An enterprise grid is a form of datacentre computing where low-cost servers are clustered to provide a scalable server farm. This allows additional processing power to be added or taken away by the addition or removal of servers. The key to its success is that existing applications should be able to take advantage of the grid without having to be redeveloped.
Research by Oracle and analyst firm Quocirca, released last week at Oracle Openworld in London, predicted that adoption of enterprise grids was likely to follow a similar pattern to the growth of the internet in the 1990s.
To date, computational power has been governed by Moore's Law, which states that processing power doubles every 18 months. It is this law that has driven the development of increasingly powerful datacentre servers.
However, Oracle president Charles Phillips, speaking at Oracle Openworld, said, "For the first time in 30 years, Moore's Law is reaching its limits."
Phillips suggested that with chipmakers such as Intel introducing multi-core processors to increase power, Moore's Law no longer applies. "This is an inflexion point in hardware design," he said.

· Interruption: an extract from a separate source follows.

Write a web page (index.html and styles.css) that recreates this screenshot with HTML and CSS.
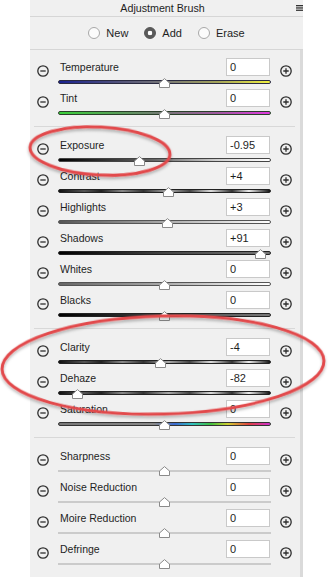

Phillips believes the only answer is for users to develop enterprise grids to cope with the increasing demand for com-putational power, such as handling the monthly peak during a payroll.
However, enterprise grids may not be the only way to cope with users' needs for more processing power, said Rob Hailstone, research director at analyst firm IDC. "[Enterprise] grids will exist, but they may be too complex for some situations," he said.
Hailstone suggested that a less complex approach to datacentre computing would be a strategy based on a service-oriented architecture.
In this model, an IT infrastructure is built on many simple applications running on their own servers, each with their own database, that are able to share data with each other.
"Users will not need complex datacentres with service-oriented architectures," said Hailstone.